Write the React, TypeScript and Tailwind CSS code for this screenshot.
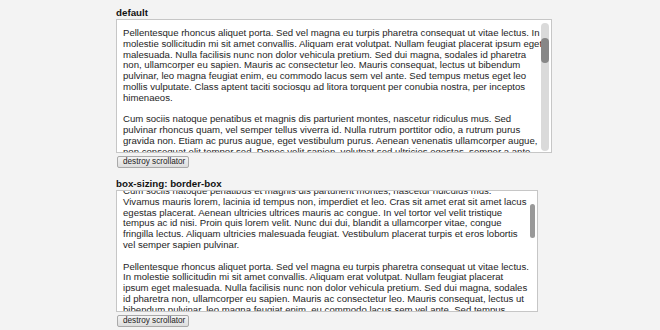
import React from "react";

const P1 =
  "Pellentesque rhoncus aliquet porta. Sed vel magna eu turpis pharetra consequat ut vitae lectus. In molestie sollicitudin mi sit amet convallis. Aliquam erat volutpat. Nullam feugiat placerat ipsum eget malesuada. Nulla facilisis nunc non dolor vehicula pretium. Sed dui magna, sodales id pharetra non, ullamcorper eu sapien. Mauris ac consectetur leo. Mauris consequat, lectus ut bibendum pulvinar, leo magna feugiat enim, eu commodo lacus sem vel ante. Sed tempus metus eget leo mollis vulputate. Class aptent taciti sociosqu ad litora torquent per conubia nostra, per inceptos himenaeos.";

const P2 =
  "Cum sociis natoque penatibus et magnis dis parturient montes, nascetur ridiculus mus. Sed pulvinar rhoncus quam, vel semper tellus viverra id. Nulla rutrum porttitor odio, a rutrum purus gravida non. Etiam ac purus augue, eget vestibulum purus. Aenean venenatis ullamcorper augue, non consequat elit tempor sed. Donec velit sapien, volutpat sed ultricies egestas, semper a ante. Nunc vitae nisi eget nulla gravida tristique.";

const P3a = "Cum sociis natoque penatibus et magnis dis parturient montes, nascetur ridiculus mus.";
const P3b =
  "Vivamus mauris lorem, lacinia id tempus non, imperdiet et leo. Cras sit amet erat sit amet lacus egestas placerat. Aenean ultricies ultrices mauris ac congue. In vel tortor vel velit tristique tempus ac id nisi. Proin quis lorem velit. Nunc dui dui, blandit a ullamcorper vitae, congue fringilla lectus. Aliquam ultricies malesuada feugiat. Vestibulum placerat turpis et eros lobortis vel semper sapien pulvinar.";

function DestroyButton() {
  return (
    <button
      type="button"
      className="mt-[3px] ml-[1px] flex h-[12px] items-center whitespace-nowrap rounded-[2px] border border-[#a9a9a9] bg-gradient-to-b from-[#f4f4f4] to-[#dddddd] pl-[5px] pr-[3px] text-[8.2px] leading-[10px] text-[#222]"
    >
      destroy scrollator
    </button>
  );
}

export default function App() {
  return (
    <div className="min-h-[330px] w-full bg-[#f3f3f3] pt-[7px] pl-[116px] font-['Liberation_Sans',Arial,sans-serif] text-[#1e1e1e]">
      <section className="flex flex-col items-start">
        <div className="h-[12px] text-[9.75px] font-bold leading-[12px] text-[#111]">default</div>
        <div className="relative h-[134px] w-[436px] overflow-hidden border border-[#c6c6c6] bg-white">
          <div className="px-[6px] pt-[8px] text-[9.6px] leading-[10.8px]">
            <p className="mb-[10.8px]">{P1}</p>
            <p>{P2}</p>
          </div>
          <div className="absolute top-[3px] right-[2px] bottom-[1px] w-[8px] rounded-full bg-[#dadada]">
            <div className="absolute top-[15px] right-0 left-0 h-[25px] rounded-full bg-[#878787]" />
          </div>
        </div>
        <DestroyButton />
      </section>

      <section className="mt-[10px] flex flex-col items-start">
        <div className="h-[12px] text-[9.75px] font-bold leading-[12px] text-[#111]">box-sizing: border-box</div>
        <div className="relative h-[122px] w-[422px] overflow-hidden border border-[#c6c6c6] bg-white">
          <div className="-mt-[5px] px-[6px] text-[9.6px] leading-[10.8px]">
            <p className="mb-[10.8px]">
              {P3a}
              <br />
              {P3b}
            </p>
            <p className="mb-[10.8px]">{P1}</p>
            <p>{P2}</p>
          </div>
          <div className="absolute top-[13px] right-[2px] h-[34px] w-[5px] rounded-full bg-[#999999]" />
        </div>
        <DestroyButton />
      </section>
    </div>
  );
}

·····

• _Set problem_
Set the lines above down again, word for word, from the first through the one containing "rhoncus aliquet porta."; pictures excluded.

• _Exercise result_
Write the React, TypeScript and Tailwind CSS code for this screenshot.
import React from "react";

const P1 =
  "Pellentesque rhoncus aliquet porta. Sed vel magna eu turpis pharetra consequat ut vitae lectus. In molestie sollicitudin mi sit amet convallis. Aliquam erat volutpat. Nullam feugiat placerat ipsum eget malesuada. Nulla facilisis nunc non dolor vehicula pretium. Sed dui magna, sodales id pharetra non, ullamcorper eu sapien. Mauris ac consectetur leo. Mauris consequat, lectus ut bibendum pulvinar, leo magna feugiat enim, eu commodo lacus sem vel ante. Sed tempus metus eget leo mollis vulputate. Class aptent taciti sociosqu ad litora torquent per conubia nostra, per inceptos himenaeos.";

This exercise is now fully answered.